Animal fat appears everywhere, even where you least expect it. The towering club sandwich is built on bread made from dough worked with duck fat, beer, mustard, and caraway seeds (you can buy this meaty loaf in the bakery). But this deliberate deluge of adipose tissue isn’t only for savory items: there’s a smoky milk shake made with pork-fat ice cream. Other desserts run the gamut from outrageous sundaes, such as a Thai-chile-and-mint-seasoned chocolate brownie construction made with Black Dog gelato, to more delicate sweets, like a dainty but potent blood orange meringue pie.

A state of impairment can, however, lead to bad decisions. As might be expected on a menu this long and varied, some things just don’t work. While so much of restaurant criticism is subjective, occasionally you can make a definitive statement about right and wrong. Here’s one: the Little Goat’s banh mi is just wrong. It’s built on a chewy, dense French baguette—not the usual light, rice-flour Vietnamese rolls. This means the disproportionate content—too much cabbage, very little paté—spills to the plate before the teeth can do any damage. A bland egg-and-paratha burrito decorated with frisee and kidney beans tastes like it was conceived by ascetics (in spite of more pickled peppers), while a simple standard like home fries arrives unseasoned and hardly crisped. And while sometimes a dish of crab dip is just a dish of crab dip, the Little’s Goat’s is dominated by cream cheese, short on crustacean, and surrounded by Ritz crackers in a particularly unfortunate arrangement I can only describe as vaginal.

My biggest problem with the Little Goat might be its inflexibility in the burger department. Sure, you can get beef, goat, or veggie patties in a half-dozen iterations, but the kitchen will not cook the thick meat pucks any more rare than medium. I could understand that precaution in a restaurant that has no faith in its product, but the Little Goat is sourcing its beef from Slagel and its goat meat from Kilgus, two highly respected local farms whose animals deserve better tribute than the tough, dry burgers they contribute to.

The Little Goat gives Izard even more room to practice a discipline of excess and extremity that’s evident (but more restrained) across the street at Girl & the Goat.
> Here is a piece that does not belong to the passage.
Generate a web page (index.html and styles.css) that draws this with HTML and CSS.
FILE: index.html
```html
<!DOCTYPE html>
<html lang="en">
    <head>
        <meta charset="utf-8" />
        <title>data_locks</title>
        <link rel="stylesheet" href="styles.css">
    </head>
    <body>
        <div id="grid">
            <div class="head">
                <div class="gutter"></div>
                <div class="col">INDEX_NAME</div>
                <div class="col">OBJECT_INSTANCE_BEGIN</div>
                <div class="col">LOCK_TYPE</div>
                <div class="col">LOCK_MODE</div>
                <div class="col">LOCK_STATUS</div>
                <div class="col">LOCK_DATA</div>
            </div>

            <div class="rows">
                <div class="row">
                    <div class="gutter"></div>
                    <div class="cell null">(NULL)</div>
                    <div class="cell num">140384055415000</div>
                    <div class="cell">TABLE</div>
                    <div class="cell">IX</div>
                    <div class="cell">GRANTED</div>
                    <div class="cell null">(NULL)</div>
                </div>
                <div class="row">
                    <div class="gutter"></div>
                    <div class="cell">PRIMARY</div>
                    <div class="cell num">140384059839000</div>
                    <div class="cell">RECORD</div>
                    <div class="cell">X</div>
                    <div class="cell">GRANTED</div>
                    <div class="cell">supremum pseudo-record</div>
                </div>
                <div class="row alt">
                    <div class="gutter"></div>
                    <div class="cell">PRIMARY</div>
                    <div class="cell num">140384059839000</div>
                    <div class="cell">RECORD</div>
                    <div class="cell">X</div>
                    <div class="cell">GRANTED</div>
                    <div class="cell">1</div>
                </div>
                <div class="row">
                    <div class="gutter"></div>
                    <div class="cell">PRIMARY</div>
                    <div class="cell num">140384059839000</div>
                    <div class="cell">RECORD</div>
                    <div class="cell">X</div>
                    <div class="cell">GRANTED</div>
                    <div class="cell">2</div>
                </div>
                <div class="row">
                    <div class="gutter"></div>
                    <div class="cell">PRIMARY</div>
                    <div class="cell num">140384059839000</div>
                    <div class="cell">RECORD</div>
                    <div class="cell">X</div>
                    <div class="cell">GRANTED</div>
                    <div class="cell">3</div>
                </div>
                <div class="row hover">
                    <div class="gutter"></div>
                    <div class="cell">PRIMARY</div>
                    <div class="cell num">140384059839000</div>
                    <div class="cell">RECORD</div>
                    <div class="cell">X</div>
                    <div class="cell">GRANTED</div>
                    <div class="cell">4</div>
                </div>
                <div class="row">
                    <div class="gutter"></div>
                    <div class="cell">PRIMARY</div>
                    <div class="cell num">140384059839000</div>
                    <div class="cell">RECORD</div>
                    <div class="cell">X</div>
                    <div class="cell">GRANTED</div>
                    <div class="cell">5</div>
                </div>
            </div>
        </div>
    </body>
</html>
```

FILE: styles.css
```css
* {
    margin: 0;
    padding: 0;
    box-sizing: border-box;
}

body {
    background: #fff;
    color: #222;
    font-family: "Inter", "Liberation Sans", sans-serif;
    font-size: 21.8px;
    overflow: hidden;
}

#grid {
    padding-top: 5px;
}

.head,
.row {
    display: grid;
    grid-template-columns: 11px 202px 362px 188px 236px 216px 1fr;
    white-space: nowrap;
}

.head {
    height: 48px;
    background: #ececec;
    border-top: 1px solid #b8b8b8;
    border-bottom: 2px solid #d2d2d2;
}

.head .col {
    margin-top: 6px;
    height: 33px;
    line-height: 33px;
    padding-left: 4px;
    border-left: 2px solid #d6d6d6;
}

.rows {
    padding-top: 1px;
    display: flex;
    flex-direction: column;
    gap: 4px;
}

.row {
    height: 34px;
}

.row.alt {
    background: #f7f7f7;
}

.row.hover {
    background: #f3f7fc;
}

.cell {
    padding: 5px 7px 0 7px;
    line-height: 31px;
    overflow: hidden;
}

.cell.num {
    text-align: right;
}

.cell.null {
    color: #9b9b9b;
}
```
Izard is the juggling trapeze artist who can throw a million things at you at once and you’ll still ask for more—even when you can’t handle it. On that first night my weary, outgunned group surrendered before finishing, but we were in far better shape the next morning than our comrade who couldn’t get started at all. Sometimes what can’t possibly be good for you is just what you need.